24 July 2007
Kalimat Telecom, winner of Iraq's first national licence to provide a full-scale wireless network, yesterday awarded a $275 million infrastructure contract to Huawei Technologies.

The Kalimat-Huawei Memorandum of Understanding is one of several Kalimat agreements made this week, and is part of a wider $1 billion pledge to provide Iraq with a national wireless network.

Representatives from the company said they hope to enter every home, business, governmental and non-governmental institution in the country and deliver five million code division multiple access (CDMA) lines of service by 2011. The $1 billion consortium won the ten-year wireless licence from Iraq's Communications and Media Commission in September 2006.

"This is the first time Iraq is witnessing a full-scale deployment of fixed wireless technology across the country, not just in urban clusters, but in remote areas as well," said Wilson Varghese, president and chief executive officer of Kalimat. "Kalimat Telecom will be the first to serve not only the Iraqi household but also its up and coming small and medium enterprise market," he added.

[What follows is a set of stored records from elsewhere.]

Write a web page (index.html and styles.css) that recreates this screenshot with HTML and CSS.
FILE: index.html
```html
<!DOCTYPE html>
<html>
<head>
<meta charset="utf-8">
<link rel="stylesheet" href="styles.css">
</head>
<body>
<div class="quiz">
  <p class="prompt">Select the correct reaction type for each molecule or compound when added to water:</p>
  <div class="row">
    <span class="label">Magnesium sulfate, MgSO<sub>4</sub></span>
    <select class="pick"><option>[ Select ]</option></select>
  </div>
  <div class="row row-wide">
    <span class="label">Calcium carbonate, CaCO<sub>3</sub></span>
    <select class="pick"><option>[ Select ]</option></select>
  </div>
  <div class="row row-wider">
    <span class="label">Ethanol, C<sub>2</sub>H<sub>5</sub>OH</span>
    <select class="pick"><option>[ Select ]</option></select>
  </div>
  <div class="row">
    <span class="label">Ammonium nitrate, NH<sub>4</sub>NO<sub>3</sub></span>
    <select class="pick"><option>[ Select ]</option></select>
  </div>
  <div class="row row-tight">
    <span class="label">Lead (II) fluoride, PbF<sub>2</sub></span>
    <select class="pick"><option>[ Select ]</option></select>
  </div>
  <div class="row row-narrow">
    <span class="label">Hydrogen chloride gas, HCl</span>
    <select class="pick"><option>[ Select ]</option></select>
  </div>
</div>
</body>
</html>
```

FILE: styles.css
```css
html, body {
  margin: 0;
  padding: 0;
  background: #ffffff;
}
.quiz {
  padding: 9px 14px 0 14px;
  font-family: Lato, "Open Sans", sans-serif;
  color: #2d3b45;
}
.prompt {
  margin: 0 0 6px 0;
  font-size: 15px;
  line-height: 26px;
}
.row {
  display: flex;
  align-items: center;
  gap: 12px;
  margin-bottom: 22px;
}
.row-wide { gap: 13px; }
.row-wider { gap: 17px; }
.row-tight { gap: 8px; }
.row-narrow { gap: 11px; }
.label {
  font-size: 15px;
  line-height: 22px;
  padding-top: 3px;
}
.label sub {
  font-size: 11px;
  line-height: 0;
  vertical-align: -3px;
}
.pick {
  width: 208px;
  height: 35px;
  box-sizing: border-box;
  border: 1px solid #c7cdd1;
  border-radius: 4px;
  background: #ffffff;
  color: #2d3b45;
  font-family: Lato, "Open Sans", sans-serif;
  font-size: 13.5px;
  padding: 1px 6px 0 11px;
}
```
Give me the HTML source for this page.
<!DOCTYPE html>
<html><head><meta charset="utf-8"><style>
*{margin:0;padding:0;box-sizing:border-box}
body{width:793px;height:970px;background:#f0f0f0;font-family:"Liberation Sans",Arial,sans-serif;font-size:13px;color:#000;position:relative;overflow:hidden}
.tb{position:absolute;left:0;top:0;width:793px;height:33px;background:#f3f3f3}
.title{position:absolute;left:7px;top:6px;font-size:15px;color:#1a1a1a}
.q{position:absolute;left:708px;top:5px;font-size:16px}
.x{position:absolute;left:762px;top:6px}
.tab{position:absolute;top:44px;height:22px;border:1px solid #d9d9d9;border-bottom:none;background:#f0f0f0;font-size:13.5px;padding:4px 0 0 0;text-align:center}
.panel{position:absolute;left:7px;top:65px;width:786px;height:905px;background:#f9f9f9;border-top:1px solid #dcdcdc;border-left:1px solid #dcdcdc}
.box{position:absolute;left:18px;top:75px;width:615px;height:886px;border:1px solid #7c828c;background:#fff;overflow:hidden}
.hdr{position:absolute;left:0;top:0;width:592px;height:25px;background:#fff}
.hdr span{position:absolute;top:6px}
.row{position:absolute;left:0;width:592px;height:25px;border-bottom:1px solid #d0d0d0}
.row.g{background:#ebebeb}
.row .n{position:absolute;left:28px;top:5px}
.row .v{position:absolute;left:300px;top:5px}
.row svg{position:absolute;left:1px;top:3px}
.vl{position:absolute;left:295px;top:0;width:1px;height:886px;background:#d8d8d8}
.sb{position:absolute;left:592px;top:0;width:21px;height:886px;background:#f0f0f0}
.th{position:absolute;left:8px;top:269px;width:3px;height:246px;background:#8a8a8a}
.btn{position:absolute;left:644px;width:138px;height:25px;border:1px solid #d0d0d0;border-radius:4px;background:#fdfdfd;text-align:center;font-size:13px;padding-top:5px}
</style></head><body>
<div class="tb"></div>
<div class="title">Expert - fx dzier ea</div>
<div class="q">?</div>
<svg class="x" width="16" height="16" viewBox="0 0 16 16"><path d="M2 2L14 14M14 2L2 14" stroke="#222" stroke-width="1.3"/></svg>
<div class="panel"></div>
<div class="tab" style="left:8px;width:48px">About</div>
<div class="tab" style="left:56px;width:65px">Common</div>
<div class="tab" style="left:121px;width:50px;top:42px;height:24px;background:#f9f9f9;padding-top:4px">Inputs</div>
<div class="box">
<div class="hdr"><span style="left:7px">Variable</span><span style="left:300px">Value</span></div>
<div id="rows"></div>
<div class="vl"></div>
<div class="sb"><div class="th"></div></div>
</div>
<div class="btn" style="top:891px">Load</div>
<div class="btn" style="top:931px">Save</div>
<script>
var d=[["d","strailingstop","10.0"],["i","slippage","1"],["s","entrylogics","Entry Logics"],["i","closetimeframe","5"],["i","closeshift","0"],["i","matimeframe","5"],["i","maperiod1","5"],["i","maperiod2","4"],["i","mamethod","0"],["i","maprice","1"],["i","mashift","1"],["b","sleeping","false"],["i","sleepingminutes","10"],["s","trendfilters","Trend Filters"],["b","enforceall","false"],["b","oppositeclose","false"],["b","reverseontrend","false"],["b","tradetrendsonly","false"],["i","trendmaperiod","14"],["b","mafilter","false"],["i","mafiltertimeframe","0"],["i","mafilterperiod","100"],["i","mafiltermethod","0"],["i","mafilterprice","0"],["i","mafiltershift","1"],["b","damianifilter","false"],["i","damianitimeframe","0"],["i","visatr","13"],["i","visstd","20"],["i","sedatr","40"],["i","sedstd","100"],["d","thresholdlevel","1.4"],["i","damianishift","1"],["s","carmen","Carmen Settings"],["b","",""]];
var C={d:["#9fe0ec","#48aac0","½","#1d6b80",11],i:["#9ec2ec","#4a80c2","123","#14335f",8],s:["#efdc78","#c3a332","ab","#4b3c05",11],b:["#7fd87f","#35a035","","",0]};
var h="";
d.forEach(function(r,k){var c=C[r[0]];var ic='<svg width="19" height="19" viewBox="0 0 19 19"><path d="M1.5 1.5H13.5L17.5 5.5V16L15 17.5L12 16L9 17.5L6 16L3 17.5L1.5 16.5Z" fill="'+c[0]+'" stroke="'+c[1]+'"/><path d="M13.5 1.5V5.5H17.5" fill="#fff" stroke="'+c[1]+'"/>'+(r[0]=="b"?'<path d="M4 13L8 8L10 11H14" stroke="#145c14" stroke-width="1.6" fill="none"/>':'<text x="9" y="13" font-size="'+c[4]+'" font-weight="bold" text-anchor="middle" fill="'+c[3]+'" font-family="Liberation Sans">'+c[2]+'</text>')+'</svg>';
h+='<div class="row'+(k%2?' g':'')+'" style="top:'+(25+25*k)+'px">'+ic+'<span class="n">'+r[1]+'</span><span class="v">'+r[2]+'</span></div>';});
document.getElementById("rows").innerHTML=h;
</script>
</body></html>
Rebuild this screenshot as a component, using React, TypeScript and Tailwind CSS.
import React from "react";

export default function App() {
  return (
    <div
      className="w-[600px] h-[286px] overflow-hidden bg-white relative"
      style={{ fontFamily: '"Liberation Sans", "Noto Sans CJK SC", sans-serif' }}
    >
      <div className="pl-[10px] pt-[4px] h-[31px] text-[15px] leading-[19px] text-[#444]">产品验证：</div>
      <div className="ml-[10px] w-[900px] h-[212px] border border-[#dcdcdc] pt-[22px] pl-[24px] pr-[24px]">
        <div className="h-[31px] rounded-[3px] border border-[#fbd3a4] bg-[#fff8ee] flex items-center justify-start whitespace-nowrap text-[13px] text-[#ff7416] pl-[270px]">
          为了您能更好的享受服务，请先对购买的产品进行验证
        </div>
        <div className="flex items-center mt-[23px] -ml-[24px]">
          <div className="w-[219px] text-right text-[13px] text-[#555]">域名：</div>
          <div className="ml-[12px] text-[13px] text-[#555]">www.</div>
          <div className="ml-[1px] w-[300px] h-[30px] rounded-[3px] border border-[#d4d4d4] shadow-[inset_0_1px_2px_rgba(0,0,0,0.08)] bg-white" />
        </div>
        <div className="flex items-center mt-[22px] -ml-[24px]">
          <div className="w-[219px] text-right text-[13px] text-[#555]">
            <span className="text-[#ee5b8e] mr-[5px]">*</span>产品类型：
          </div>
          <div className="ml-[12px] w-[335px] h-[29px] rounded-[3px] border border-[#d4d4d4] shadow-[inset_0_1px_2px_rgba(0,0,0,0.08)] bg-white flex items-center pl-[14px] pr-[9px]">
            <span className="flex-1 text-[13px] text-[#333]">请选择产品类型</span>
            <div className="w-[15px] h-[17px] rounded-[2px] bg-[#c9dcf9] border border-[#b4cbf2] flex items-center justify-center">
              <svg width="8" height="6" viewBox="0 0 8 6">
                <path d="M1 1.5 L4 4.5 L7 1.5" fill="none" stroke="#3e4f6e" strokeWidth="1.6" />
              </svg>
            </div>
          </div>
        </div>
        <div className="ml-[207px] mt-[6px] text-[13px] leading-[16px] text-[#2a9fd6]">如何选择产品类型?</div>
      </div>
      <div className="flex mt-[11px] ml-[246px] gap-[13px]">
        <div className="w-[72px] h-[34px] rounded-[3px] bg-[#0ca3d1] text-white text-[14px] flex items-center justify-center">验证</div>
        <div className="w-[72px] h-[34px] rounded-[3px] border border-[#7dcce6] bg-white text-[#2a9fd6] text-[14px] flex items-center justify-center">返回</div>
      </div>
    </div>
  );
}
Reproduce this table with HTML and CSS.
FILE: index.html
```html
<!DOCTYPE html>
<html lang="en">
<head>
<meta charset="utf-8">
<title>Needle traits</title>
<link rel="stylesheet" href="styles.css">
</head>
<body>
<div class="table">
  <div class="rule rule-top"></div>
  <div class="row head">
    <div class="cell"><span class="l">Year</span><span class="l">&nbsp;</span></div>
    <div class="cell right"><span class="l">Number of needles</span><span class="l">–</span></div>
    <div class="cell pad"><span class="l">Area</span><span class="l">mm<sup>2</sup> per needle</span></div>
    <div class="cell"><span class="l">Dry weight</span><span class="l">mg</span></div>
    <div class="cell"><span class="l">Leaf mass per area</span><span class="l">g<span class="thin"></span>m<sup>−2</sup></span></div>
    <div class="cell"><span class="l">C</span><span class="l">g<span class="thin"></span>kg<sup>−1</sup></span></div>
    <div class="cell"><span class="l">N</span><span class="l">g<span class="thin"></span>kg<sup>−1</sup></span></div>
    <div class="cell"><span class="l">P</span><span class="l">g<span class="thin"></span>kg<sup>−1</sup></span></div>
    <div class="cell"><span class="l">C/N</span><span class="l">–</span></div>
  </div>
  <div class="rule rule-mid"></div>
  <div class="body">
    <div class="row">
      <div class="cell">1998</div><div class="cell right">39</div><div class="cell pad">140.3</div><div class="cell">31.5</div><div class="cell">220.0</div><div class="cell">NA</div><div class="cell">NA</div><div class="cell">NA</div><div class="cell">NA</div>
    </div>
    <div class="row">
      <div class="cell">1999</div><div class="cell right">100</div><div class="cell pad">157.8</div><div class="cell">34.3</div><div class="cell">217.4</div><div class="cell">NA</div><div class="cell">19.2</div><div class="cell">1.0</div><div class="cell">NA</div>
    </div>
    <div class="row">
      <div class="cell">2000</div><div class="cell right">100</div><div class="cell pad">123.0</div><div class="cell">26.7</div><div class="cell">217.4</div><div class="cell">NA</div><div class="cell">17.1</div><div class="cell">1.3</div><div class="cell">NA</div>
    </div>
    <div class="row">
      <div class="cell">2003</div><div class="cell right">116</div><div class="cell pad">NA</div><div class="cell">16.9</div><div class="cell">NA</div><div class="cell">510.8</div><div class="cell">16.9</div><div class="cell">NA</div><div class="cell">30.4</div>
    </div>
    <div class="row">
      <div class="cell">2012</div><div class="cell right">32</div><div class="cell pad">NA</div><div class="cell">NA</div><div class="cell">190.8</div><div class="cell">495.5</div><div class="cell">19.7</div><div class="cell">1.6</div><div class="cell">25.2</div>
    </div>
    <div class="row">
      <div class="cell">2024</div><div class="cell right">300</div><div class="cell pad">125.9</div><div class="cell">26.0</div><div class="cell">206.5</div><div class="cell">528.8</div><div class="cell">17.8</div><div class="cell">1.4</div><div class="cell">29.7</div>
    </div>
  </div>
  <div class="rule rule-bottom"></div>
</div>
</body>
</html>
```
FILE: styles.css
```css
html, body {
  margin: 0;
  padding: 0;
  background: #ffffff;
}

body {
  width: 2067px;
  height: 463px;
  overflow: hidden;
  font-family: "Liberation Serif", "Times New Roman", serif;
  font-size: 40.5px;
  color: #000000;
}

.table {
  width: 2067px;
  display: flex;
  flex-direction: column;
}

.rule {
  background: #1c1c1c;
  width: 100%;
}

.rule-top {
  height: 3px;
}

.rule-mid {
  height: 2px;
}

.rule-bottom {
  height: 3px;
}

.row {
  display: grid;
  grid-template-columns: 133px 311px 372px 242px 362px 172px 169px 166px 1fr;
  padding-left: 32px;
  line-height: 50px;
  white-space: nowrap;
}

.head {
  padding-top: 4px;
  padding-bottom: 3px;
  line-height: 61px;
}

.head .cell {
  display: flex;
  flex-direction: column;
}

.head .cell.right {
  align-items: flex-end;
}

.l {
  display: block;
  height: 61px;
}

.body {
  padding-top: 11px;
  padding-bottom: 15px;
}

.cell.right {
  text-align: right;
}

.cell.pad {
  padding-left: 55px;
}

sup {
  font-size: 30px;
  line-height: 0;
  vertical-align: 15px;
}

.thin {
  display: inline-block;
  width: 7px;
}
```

Huawei will execute the project in four phases beginning in September 2007. The Chinese technology vendor will supply and provide deployment services for CDMA base stations and help create an all-IP network infrastructure. In addition to providing voice telephony services for local, national and international calling, access to the the internet (including broadband access), Kalimat will also deploy WiMAX technology, which provides wireless date over long distances in Iraq. "We aim to create the Middle East's largest wireless network," added Varghese.